Secure Income REIT Plc adopted the UK Corporate Governance Code 2016 (The Code) as a basis for Corporate Governance reporting since its listing in 2014. Following the revision to AIM Rule 26 in September 2018, the Company formally elected to follow The Code on a comply or explain basis. Compliance with The Code will be reviewed on an annual basis by the Board and the status will be reported in the annual report. For the year ended 31 December 2018, the Board did not consider there to be any areas relevant to the Company where it did not comply with The Code, other than in not providing a separate report of the Nominations Committee to shareholders in the 2018 annual report. This departure from The Code is considered appropriate given the size of the Company and the nature of its Board, including the fact that there were no Board vacancies in the year and up to the date of the annual report.
Independent Non-Executive Directors
The Code recommends that, in the case of smaller companies below the FTSE 350, at least two non-executive members of the board of directors (excluding the Chairman) of a public limited company should be independent in character and judgment and free from relationships or circumstances which are likely to affect, or could appear to affect, their judgment.
The Board comprises seven non-executive directors. The Board has carefully considered the directors’ independence and has determined that the directors will discharge their duties in an independent manner. The directors consider that Martin Moore was independent upon appointment. However, as Chairman, Martin Moore is not considered to be independent for the purposes of The Code thereafter. Leslie Ferrar, Jonathan Lane and Ian Marcus are deemed by the directors to be independent. Nick Leslau, Mike Brown and Sandy Gumm are not be considered to be independent because they are part of the management team. Accordingly the Company complies with the provisions of The Code applicable to smaller companies that at least two members of the Board should be independent non-executive directors.

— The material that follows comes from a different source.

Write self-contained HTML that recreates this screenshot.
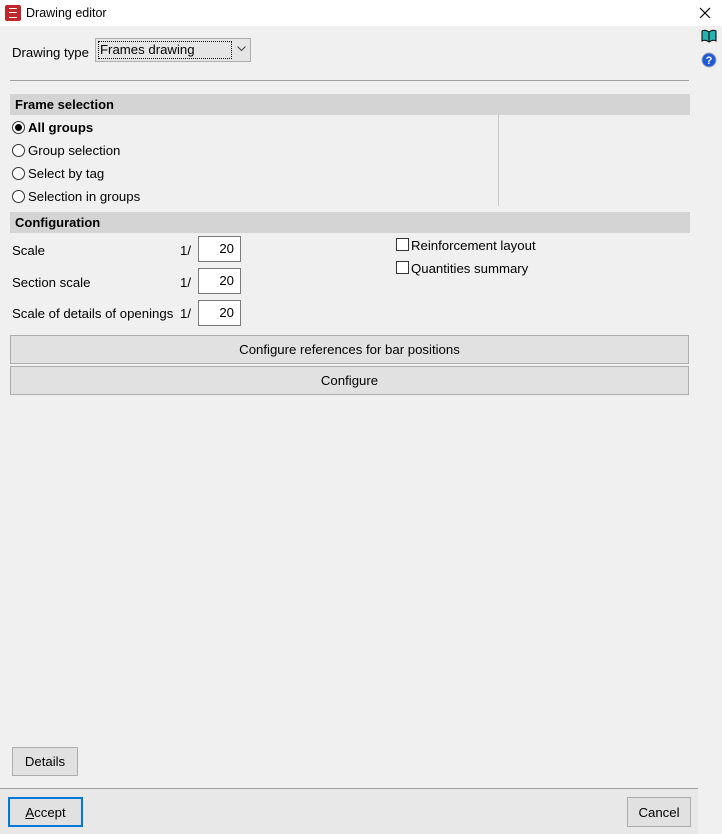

Senior Independent Director
The Code also recommends that the Board should appoint one of the independent non-executive directors as senior independent director. The senior independent director should be available to shareholders if they have concerns which contact through the normal channel of Chairman has failed to resolve or for which such contact is inappropriate. The directors have appointed Ian Marcus as senior independent director.
The Board has established an Audit Committee, with formally delegated duties and responsibilities and with written terms of reference, which are summarised below. The Board has also established a Nominations Committee, chaired by Jonathan Lane and also comprising Nick Leslau and Mike Brown, and a Remuneration Committee chaired by Ian Marcus and also comprising Leslie Ferrar and Martin Moore. From time to time, separate committees may be set up by the Board to consider specific issues when the need arises.
The Audit Committee assists the Board in discharging its responsibilities with regard to corporate governance, financial reporting and external and internal audits and controls, including, amongst other things, reviewing the Company’s annual financial statements, reviewing and monitoring the extent of the non-audit services undertaken by external auditors, advising on the appointment of external auditors and reviewing the effectiveness of the Company’s internal controls and risk management systems. The ultimate responsibility for reviewing and approving the annual report and accounts and the half yearly reports remains with the Board.
The Code recommends that, in the case of smaller companies below the FTSE 350, the Audit Committee should comprise at least two members who should both be independent non-executive directors and that at least one member should have recent and relevant financial experience.
The membership of the Company’s Audit Committee comprises Leslie Ferrar, Jonathan Lane and Ian Marcus. The committee is chaired by Leslie Ferrar, who is considered by the directors to have recent and relevant financial experience. The Company therefore considers that it complies with The Code regarding the composition of the Audit Committee having regard to a company of its size.
The Audit Committee meets formally at least twice every year and otherwise as required and meets with the Company’s external auditors at least once each year.